Black carbon is not merely an environmental pollutant; it is a significant contributor to anthropogenic climate change. Its warming potential is exacerbated by its ability to absorb sunlight and heat the atmosphere. Unlike carbon dioxide, which lingers in the atmosphere for centuries, black carbon has a much shorter lifespan, typically ranging from days to weeks. This brevity grants it an intriguing characteristic—it can be targeted for rapid reductions, yielding immediate and meaningful climatic benefits. Thus, addressing black carbon emissions presents a unique opportunity to implement relatively swift interventions that could yield visible changes in the climate trajectory.

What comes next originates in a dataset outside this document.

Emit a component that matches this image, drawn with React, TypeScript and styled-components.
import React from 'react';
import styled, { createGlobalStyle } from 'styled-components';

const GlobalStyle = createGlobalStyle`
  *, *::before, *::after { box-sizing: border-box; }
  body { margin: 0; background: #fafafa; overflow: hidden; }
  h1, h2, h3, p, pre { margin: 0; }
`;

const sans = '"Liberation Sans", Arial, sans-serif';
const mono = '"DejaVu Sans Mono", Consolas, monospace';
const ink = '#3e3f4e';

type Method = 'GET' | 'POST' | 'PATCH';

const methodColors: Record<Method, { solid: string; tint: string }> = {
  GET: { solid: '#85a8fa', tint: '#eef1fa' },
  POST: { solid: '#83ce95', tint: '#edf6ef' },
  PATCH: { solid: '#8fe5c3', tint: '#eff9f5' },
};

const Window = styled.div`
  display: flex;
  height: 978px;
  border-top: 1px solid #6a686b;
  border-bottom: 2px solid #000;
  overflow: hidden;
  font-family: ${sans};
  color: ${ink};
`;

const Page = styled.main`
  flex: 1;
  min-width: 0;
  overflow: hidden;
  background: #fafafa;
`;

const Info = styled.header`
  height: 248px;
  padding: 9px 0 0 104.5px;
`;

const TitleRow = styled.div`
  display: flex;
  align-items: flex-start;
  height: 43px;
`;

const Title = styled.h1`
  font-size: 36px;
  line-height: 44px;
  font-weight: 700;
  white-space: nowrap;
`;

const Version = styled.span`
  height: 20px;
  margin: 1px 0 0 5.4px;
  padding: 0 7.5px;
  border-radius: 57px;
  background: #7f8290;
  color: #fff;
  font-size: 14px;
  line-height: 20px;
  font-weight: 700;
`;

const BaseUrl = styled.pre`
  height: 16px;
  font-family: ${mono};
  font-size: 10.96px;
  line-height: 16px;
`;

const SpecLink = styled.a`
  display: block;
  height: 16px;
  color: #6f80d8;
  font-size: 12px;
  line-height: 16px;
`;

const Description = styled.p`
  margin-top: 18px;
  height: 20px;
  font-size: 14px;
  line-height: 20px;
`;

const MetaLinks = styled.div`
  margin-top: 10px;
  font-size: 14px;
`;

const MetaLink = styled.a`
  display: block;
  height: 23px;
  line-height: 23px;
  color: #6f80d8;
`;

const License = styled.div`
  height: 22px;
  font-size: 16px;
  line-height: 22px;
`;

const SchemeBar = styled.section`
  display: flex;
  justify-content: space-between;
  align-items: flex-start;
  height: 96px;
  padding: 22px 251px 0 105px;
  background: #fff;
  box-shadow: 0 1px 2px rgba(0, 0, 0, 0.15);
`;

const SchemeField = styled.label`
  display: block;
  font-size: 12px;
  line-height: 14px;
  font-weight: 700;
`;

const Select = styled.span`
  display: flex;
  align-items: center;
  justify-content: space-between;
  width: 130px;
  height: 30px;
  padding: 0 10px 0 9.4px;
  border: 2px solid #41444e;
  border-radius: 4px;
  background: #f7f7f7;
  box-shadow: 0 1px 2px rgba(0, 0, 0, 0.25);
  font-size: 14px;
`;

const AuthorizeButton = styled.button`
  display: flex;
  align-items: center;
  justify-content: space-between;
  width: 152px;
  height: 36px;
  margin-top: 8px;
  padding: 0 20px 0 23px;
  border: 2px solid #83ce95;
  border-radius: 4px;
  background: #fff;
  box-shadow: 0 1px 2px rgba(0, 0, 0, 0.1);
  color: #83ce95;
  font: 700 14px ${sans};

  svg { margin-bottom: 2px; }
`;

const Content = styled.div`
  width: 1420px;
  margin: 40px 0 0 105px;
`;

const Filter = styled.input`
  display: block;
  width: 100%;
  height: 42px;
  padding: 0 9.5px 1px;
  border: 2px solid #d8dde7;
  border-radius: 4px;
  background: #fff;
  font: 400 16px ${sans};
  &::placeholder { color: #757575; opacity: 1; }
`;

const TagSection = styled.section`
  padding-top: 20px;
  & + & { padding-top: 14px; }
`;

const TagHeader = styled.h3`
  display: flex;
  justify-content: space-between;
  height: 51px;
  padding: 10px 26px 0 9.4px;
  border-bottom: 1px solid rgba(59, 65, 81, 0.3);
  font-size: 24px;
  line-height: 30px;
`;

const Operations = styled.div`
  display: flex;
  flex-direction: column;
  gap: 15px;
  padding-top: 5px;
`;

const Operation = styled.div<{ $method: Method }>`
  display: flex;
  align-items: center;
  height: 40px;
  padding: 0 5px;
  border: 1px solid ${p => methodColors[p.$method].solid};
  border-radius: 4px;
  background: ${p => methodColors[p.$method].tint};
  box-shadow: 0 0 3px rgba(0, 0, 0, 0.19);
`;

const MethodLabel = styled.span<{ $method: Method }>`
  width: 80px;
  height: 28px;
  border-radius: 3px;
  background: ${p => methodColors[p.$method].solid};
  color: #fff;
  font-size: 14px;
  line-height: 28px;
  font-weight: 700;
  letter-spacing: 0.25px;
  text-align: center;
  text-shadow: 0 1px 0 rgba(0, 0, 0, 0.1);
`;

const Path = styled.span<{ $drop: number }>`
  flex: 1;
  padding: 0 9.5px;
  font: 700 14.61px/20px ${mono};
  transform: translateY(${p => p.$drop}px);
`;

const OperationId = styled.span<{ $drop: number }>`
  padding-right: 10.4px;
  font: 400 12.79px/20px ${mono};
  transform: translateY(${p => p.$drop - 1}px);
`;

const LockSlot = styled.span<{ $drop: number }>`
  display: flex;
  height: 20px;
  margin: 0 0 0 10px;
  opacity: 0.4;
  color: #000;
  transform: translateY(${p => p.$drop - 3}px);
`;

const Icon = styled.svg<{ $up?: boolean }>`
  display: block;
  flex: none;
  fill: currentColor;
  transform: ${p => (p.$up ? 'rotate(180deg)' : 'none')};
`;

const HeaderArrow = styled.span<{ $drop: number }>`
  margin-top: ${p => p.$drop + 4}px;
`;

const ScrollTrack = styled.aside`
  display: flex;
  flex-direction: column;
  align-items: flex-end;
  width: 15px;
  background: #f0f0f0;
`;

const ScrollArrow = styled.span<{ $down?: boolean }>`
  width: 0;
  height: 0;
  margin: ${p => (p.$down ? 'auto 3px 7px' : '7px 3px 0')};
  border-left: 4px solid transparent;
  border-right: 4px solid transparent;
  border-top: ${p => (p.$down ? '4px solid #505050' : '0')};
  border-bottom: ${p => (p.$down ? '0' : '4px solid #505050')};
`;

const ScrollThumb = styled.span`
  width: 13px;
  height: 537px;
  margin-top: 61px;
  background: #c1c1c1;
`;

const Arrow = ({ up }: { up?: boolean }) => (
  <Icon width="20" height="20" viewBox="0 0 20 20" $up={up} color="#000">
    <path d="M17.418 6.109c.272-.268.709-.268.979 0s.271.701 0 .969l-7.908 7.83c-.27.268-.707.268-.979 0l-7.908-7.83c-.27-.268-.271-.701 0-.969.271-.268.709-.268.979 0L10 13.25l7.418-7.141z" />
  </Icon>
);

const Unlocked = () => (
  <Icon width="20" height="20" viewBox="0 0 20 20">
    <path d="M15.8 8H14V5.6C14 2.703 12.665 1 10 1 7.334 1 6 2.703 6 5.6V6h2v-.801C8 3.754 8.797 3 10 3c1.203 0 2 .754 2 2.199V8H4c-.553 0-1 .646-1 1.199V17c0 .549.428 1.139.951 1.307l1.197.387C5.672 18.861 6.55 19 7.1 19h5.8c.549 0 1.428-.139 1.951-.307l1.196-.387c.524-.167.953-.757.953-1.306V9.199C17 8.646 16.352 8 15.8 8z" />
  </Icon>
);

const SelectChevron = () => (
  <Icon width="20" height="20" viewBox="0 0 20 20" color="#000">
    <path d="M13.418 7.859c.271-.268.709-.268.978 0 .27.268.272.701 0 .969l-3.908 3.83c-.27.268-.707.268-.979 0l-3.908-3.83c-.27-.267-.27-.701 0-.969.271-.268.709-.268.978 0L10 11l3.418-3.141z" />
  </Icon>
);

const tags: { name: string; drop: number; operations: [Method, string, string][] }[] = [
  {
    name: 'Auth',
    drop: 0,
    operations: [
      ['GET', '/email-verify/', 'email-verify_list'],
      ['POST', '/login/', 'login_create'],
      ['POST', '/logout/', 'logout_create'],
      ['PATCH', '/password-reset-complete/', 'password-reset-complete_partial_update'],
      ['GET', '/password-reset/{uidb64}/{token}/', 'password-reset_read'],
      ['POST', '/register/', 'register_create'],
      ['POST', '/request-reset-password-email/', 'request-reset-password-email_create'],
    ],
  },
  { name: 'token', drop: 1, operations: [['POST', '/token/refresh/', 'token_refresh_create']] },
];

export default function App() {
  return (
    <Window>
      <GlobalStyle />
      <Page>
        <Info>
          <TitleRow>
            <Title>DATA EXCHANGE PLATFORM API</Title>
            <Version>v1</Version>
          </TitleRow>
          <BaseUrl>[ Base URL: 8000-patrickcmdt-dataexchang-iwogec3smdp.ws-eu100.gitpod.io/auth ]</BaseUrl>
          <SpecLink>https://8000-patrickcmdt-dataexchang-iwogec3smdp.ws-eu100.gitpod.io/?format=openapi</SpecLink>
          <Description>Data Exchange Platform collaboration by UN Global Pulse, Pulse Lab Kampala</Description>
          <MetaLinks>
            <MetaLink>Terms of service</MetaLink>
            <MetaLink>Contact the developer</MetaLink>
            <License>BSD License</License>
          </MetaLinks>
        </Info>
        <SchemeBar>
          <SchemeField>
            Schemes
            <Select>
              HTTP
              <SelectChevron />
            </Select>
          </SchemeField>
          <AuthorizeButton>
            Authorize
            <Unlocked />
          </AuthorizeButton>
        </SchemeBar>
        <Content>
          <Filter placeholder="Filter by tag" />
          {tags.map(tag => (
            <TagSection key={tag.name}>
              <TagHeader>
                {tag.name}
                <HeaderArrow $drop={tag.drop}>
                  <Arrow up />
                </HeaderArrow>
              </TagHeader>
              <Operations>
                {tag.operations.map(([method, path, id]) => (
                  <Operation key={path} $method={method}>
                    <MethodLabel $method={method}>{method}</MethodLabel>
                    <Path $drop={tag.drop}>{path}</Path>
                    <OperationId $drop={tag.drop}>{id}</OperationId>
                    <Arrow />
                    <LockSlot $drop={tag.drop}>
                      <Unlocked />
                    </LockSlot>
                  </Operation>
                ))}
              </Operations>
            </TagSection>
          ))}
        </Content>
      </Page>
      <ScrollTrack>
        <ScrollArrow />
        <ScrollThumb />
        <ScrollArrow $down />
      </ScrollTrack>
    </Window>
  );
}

The mechanisms by which black carbon influences climate are complex and worthy of scrutiny. When wood or fossil fuels are burned inefficiently, they produce not only carbon dioxide but also soot particles, which are expelled into the atmosphere. Once suspended, these particles can travel vast distances, settling on ice and snow, altering their albedo—reflectivity—and causing accelerated melting. Regions like the Arctic, already sensitive to climate change, are disproportionately affected by black carbon deposits, which exacerbate the warming process. Eloquent research underscores that reducing black carbon emissions could significantly mitigate the rate of ice melt, preserving ecosystems and indigenous communities that rely on glacial water sources.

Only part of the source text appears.